Impact & Effort Matrix, originally uploaded by dgray_xplane.
Object of Play
In this decision-making exercise, possible actions are mapped based on two factors: effort required to implement and potential impact. Some ideas are costly, but may have a bigger long-term payoff than short-term actions. Categorizing ideas along these lines is a useful technique in decision making, as it obliges contributors to balance and evaluate suggested actions before committing to them.
Number of Players: Based on small groups, but can scale to any size
Duration of Play: 30 minutes to 1 hour, depending on the size of the group
How to Play
Given a goal, a group may have a number of ideas for how to achieve it. To open the exercise, frame the goal in terms of a “What to do” or “What we need” question. This may sound as simple as “What do we need to reach our goal?” Ask the group to generate ideas individually on sticky notes. Then, using Post-Up, ask them to present their ideas back to the group by placing them within a 2×2 matrix that
is organized by impact and effort: Impact: The potential payoff of the action, vs. Effort: The cost of taking the action
As participants place their ideas into the matrix, the group may openly discuss the position of elements. It is not uncommon for an idea to be bolstered by the group and to move up in potential impact or down in effort. In this respect, the category of high impact, low effort will often hold the set of ideas that the group is most agreed upon and committed to.
The source of the Impact & Effort Matrix game is unknown.
Impact & Effort
Clicking on this image will bring you to an “instant game” at innovationgames.com, where you can play Impact & Effort Matrix online. The same image will be used as the matrix, which has a different impact-effort combination in each quadrant.

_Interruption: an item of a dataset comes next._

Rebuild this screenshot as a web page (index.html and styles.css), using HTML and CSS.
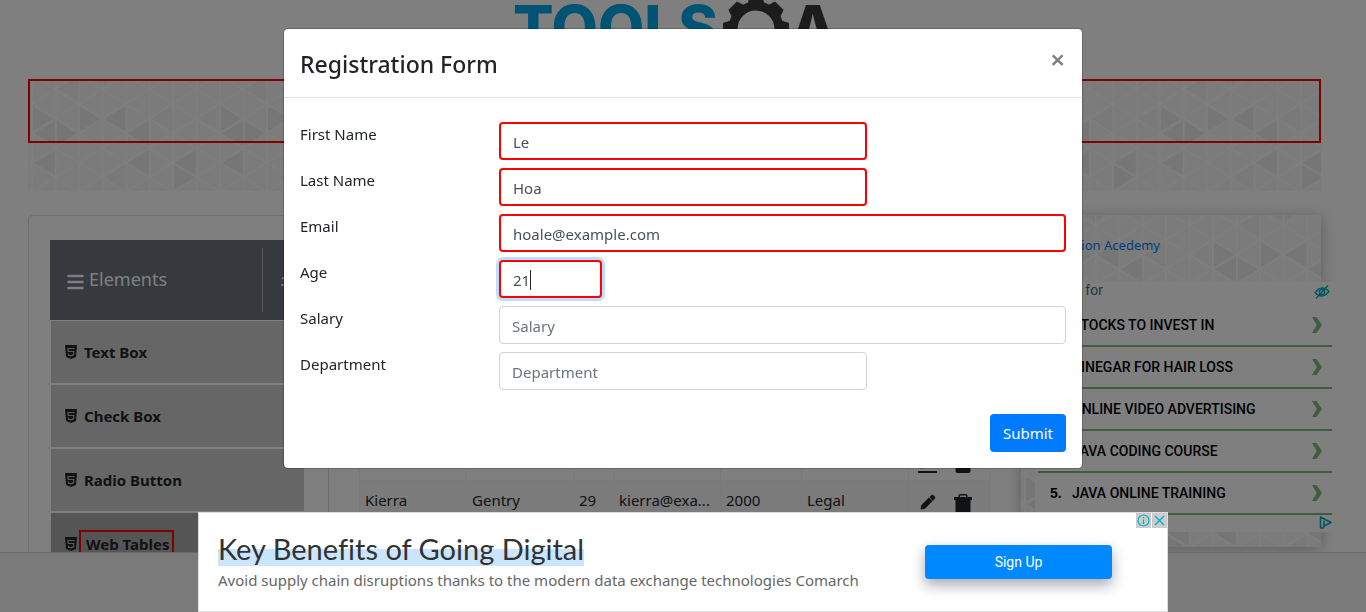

• High Impact, Low Effort: The best ideas go here!
• High Impact, High Effort: Further study is likely required.
• Low Impact, High Effort: Probably best to avoid these.
• Low Impact, Low Effort: Further study is likely required.
The light bulbs you will see at the upper left corner of the chart represent ideas. Simply add an idea to the chart by dragging a light bulb to its corresponding quadrant and describing what it is.
All moves can be seen in real time by each participant, so everyone can collaborate to edit the descriptions and positions of the posted strategies. Communicate using the integrated chat facility to work together and form useful ideas.
6 thoughts on “Impact & Effort Matrix”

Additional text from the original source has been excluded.